> **Direction**
How many lines of the entries below include the word "this"? Answer with the number alone.

[Data extracted from a collection]
# # # # # # #

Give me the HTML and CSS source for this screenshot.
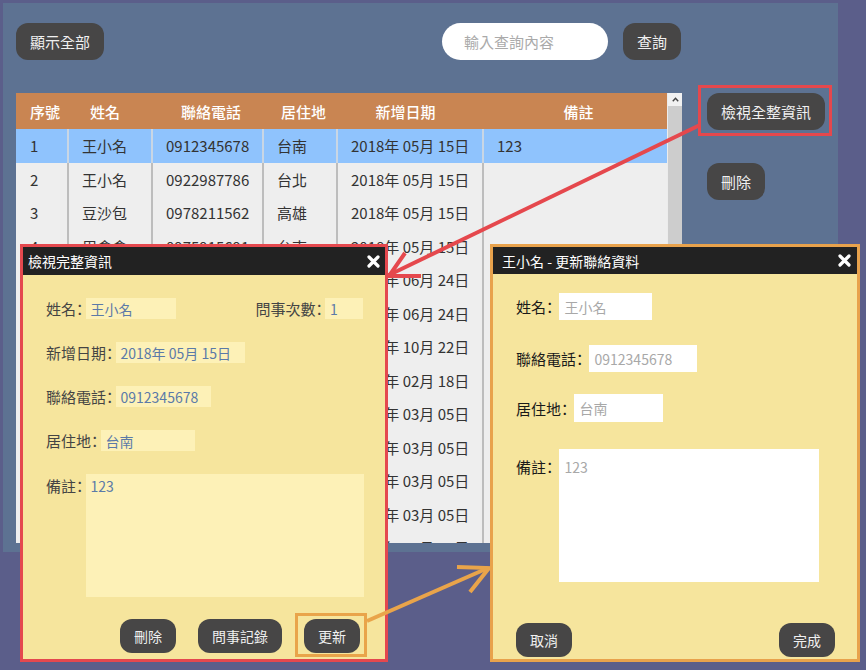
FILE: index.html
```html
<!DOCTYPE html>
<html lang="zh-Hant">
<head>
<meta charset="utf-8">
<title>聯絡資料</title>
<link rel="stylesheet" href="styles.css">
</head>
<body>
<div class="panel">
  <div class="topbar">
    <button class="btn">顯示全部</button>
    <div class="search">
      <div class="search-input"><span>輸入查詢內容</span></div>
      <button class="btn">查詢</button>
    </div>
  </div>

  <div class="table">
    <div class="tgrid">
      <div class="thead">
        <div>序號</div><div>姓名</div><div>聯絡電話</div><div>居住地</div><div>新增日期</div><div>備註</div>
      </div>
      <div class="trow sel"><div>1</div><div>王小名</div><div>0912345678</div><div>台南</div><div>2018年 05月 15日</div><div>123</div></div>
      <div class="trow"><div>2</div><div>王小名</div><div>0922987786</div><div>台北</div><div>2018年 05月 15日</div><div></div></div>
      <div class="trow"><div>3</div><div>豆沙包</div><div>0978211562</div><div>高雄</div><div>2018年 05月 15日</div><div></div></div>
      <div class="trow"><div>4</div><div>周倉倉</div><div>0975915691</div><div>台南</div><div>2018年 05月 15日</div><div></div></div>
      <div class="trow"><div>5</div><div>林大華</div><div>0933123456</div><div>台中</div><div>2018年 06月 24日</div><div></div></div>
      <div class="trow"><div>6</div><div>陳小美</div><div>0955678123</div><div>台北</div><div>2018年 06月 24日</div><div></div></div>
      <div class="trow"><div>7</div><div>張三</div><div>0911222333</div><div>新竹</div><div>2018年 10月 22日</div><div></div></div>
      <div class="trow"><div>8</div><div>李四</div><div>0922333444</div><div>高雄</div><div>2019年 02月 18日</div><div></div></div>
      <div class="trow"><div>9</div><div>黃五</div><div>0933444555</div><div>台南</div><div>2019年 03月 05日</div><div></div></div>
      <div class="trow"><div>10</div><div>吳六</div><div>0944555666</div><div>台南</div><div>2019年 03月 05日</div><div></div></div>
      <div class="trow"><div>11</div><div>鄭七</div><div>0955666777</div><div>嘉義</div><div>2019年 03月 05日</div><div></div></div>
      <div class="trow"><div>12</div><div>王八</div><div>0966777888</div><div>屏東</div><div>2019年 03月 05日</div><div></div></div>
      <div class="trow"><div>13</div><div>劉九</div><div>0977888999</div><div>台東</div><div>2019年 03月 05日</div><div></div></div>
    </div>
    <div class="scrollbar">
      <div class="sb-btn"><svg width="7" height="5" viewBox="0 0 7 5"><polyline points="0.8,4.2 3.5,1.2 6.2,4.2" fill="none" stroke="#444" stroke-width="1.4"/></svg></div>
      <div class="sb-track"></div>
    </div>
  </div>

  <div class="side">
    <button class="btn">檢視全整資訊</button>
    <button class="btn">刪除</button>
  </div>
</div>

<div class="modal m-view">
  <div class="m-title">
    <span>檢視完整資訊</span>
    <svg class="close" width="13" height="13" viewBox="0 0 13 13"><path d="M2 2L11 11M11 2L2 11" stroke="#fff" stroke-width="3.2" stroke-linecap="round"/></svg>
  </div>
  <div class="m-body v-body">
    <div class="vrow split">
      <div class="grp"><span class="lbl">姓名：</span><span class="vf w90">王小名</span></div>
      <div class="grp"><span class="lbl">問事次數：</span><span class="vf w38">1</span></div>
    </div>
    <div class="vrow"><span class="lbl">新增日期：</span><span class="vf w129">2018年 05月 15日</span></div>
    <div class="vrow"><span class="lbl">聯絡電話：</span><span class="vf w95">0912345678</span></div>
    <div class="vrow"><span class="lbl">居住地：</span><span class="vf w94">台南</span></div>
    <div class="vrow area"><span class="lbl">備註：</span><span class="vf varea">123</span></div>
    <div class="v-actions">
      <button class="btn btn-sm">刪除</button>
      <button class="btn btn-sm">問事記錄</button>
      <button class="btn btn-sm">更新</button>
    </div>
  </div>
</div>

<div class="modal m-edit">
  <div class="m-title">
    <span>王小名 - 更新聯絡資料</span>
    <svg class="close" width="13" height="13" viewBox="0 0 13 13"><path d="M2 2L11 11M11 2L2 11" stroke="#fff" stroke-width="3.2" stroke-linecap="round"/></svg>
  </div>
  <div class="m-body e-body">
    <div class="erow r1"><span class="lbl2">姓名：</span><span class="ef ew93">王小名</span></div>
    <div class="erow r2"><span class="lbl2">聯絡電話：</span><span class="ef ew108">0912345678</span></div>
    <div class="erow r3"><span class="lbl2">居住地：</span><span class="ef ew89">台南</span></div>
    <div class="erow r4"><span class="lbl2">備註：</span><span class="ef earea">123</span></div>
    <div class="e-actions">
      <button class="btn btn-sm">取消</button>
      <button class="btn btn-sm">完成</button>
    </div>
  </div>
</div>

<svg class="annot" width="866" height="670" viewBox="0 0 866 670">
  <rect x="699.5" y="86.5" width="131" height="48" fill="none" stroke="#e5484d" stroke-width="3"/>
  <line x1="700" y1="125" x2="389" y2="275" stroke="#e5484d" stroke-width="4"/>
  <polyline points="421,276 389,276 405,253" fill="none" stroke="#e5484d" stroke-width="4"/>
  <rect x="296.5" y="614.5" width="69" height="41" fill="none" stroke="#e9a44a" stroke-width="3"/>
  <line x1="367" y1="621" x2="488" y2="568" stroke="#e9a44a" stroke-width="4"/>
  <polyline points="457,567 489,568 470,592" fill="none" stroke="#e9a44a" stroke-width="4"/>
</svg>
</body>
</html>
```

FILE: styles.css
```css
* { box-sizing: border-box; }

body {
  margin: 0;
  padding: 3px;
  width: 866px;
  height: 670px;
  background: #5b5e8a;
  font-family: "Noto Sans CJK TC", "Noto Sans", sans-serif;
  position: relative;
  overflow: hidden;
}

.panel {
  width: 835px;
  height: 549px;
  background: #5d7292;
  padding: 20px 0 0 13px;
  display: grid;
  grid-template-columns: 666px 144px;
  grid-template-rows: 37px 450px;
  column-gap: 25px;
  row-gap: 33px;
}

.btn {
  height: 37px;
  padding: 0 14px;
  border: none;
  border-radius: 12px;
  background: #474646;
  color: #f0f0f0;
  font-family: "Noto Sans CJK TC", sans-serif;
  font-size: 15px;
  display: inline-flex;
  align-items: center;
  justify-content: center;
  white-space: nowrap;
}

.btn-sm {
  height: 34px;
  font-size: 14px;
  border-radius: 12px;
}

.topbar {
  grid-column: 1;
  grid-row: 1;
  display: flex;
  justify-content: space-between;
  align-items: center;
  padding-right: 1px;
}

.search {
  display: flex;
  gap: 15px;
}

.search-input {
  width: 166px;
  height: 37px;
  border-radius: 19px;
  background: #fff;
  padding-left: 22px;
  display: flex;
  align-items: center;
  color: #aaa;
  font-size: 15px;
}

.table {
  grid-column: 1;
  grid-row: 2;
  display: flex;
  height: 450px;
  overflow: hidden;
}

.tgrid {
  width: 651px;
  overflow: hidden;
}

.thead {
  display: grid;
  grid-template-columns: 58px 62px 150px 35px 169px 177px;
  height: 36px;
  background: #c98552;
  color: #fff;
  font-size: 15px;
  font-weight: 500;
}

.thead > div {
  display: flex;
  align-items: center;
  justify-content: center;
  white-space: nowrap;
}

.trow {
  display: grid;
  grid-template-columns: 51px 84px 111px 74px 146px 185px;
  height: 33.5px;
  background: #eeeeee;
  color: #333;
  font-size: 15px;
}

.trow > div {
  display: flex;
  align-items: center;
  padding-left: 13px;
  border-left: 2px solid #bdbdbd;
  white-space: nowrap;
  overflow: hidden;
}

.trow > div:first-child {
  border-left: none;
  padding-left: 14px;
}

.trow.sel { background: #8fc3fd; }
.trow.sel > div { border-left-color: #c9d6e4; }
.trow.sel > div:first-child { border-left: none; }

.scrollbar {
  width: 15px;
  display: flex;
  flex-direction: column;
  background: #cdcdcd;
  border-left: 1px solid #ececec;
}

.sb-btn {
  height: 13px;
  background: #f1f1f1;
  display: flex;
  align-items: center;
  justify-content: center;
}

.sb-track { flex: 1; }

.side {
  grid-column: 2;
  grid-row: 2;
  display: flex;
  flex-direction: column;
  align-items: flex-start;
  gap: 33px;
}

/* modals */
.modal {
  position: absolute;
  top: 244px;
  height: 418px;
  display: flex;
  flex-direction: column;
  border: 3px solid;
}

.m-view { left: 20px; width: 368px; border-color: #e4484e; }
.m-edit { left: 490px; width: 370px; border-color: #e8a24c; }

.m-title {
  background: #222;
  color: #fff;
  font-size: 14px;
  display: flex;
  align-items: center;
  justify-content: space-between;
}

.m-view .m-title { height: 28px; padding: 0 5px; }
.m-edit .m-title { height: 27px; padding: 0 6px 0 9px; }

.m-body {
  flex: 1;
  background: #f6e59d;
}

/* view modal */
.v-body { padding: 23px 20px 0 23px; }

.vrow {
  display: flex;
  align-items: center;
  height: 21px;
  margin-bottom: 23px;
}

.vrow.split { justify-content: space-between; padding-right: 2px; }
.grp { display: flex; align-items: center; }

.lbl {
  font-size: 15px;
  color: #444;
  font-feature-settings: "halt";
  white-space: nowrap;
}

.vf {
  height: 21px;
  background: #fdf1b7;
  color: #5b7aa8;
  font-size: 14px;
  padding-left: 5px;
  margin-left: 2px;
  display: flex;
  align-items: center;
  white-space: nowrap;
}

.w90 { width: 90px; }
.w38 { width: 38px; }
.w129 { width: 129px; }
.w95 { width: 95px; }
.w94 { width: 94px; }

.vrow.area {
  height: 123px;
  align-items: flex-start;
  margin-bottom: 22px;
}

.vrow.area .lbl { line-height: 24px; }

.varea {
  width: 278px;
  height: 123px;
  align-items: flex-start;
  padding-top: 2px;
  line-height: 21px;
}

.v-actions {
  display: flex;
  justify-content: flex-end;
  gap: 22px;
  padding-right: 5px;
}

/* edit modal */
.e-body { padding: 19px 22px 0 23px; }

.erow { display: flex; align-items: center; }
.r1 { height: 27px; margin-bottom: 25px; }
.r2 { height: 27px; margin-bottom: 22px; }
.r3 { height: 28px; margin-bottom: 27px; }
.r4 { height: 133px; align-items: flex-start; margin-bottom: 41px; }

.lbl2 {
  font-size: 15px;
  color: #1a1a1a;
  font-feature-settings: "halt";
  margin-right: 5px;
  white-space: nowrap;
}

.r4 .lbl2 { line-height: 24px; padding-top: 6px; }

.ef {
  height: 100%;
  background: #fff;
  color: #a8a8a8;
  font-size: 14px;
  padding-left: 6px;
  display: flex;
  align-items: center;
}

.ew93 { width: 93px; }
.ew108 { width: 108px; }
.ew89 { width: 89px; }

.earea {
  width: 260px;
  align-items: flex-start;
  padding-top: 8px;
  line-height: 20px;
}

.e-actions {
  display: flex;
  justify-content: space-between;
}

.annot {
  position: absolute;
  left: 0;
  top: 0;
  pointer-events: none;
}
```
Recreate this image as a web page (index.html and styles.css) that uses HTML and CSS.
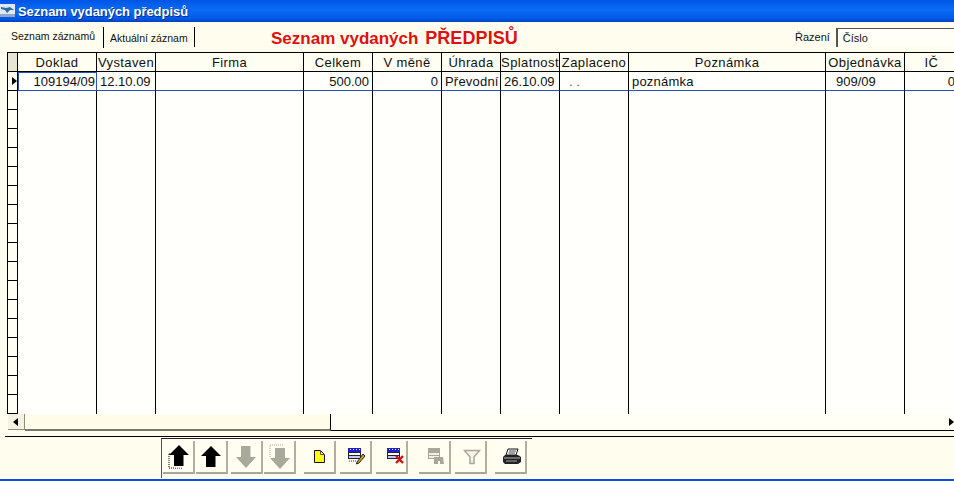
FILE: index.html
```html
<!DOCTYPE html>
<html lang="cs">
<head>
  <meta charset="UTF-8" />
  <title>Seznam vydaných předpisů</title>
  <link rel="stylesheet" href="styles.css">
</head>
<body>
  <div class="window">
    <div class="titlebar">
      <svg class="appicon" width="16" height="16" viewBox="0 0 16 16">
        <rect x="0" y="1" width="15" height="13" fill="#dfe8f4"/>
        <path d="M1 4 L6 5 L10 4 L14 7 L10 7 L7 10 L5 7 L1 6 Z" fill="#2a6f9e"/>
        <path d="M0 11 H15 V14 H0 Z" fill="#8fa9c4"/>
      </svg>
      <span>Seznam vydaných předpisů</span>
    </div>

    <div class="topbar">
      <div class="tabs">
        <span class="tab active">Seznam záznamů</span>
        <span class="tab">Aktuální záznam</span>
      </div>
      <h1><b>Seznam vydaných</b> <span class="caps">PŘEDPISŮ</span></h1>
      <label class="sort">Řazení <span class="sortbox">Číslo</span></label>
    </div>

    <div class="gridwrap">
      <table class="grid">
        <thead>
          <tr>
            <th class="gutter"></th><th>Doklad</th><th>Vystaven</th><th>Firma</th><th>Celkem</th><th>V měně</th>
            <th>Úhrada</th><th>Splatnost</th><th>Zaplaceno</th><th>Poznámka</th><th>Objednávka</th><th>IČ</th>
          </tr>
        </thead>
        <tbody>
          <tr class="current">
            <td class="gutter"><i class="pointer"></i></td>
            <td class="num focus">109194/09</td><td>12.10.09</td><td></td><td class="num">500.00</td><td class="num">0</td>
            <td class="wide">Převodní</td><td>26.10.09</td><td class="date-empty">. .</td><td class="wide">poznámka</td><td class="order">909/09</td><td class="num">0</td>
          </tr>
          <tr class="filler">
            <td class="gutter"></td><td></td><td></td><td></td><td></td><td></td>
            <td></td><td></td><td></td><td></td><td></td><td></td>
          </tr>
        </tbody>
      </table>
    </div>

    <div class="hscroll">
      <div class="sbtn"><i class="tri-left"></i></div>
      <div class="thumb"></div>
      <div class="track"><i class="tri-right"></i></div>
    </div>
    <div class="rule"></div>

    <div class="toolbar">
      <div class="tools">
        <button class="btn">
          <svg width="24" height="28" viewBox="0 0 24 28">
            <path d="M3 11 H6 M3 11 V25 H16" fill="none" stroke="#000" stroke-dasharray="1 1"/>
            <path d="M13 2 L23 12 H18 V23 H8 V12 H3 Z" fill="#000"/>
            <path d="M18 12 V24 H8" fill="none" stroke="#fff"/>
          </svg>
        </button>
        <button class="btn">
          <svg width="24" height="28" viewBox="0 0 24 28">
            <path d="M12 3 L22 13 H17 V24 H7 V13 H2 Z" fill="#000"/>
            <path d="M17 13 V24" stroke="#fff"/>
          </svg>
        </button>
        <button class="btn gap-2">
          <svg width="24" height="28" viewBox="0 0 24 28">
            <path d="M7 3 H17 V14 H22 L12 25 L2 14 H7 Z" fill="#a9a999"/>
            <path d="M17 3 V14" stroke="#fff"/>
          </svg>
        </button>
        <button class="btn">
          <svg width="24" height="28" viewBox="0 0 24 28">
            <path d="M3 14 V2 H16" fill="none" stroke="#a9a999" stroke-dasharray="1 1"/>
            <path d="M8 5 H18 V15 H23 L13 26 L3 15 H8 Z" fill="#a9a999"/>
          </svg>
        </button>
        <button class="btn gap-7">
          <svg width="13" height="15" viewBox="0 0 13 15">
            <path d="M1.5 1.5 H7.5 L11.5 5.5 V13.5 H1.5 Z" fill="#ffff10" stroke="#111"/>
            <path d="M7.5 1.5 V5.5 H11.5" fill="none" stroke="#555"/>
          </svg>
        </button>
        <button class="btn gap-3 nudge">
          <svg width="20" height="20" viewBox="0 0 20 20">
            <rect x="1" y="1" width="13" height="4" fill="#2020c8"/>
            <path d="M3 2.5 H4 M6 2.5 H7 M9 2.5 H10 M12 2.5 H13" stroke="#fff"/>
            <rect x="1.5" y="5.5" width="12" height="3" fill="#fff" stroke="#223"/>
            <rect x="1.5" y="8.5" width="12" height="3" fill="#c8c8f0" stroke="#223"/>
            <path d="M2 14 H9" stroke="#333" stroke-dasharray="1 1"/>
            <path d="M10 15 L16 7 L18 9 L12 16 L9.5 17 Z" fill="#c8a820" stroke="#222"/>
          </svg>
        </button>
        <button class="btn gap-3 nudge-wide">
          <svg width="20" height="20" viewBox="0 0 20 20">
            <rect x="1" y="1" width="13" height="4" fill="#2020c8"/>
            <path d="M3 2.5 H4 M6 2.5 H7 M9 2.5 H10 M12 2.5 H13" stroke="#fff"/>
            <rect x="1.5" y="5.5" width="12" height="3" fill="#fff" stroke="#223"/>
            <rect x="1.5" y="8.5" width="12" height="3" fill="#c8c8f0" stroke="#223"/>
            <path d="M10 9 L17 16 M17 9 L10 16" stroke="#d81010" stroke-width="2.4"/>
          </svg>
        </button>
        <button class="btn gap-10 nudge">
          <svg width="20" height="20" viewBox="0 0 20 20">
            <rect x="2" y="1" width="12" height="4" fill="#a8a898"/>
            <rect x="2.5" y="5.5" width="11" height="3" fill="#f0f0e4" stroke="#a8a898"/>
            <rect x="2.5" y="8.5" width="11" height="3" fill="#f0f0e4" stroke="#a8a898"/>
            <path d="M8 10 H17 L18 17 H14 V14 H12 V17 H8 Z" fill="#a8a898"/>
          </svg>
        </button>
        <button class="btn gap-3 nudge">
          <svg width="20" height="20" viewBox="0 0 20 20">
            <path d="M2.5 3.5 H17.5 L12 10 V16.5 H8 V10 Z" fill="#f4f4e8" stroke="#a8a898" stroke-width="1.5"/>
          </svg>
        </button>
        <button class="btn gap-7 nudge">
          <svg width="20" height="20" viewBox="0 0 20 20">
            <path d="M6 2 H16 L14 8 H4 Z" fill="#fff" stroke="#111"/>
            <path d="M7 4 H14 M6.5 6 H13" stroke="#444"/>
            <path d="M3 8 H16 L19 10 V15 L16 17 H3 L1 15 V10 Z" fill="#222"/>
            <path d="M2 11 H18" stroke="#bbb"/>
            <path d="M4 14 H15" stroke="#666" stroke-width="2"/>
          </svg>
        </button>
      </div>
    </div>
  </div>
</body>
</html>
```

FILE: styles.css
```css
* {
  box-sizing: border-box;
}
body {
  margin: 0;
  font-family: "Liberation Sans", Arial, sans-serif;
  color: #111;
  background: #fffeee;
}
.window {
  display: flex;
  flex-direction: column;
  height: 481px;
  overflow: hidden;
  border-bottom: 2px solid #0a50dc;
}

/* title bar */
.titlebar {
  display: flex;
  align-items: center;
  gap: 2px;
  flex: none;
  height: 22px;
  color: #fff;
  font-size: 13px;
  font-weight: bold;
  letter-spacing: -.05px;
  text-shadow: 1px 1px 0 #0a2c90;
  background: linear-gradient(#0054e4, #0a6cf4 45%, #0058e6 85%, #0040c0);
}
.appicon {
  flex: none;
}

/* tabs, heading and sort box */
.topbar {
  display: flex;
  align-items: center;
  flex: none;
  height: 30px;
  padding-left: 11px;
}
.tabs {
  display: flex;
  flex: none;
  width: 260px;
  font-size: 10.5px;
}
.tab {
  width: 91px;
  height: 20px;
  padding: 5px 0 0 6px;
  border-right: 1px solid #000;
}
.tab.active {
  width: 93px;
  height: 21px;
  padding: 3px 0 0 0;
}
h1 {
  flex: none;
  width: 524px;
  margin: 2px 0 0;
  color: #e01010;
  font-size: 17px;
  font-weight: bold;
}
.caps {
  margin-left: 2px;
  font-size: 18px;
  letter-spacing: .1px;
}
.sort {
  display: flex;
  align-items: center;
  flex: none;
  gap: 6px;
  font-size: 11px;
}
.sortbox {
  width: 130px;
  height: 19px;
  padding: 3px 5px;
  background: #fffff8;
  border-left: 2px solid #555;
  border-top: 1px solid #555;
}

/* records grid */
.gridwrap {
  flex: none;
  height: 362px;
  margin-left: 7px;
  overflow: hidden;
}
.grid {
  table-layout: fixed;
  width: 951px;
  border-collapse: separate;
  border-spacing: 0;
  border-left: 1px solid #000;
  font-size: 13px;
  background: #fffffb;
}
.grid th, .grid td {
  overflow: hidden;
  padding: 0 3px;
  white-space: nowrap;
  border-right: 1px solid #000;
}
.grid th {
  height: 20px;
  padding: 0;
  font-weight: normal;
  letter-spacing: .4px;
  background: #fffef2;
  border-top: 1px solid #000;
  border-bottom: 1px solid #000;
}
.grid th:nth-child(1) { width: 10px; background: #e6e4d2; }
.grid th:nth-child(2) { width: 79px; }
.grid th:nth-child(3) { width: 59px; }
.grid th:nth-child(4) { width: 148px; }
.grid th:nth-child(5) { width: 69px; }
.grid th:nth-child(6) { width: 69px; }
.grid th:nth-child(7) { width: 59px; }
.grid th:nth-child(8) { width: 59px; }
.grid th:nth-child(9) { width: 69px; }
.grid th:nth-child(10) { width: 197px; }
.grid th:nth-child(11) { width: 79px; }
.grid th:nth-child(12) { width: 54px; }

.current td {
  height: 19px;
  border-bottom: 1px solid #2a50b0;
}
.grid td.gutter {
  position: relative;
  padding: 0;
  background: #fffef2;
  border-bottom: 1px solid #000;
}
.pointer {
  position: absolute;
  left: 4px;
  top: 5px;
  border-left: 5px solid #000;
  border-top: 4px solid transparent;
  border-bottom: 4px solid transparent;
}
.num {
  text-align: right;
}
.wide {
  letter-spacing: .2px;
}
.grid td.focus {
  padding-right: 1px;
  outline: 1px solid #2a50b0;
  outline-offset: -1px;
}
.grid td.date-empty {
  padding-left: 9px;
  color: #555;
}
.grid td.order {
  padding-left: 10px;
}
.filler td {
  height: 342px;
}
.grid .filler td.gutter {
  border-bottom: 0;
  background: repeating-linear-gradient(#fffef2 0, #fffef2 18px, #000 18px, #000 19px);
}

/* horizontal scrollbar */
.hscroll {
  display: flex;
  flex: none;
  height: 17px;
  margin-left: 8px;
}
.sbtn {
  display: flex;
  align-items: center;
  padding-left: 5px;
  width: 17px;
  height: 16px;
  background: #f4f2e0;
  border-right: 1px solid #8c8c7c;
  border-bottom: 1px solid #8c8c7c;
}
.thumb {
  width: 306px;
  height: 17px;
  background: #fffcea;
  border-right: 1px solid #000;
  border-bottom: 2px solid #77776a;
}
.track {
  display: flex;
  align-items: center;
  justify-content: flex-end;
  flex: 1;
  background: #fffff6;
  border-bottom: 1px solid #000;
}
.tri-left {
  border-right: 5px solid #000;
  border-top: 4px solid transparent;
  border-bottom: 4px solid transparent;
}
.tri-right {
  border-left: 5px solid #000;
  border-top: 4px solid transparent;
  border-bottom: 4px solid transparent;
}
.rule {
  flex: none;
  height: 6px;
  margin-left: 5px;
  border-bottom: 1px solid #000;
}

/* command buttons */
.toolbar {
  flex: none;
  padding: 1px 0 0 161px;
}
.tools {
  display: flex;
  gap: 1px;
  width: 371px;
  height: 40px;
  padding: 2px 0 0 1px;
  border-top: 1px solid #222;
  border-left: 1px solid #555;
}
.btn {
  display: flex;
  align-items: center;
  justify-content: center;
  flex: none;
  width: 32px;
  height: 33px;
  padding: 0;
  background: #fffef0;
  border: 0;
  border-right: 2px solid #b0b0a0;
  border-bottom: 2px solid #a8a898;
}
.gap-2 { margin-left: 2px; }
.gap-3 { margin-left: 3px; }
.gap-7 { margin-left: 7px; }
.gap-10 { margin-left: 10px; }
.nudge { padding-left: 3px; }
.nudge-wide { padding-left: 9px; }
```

# # # # # # #

> **Task response**
2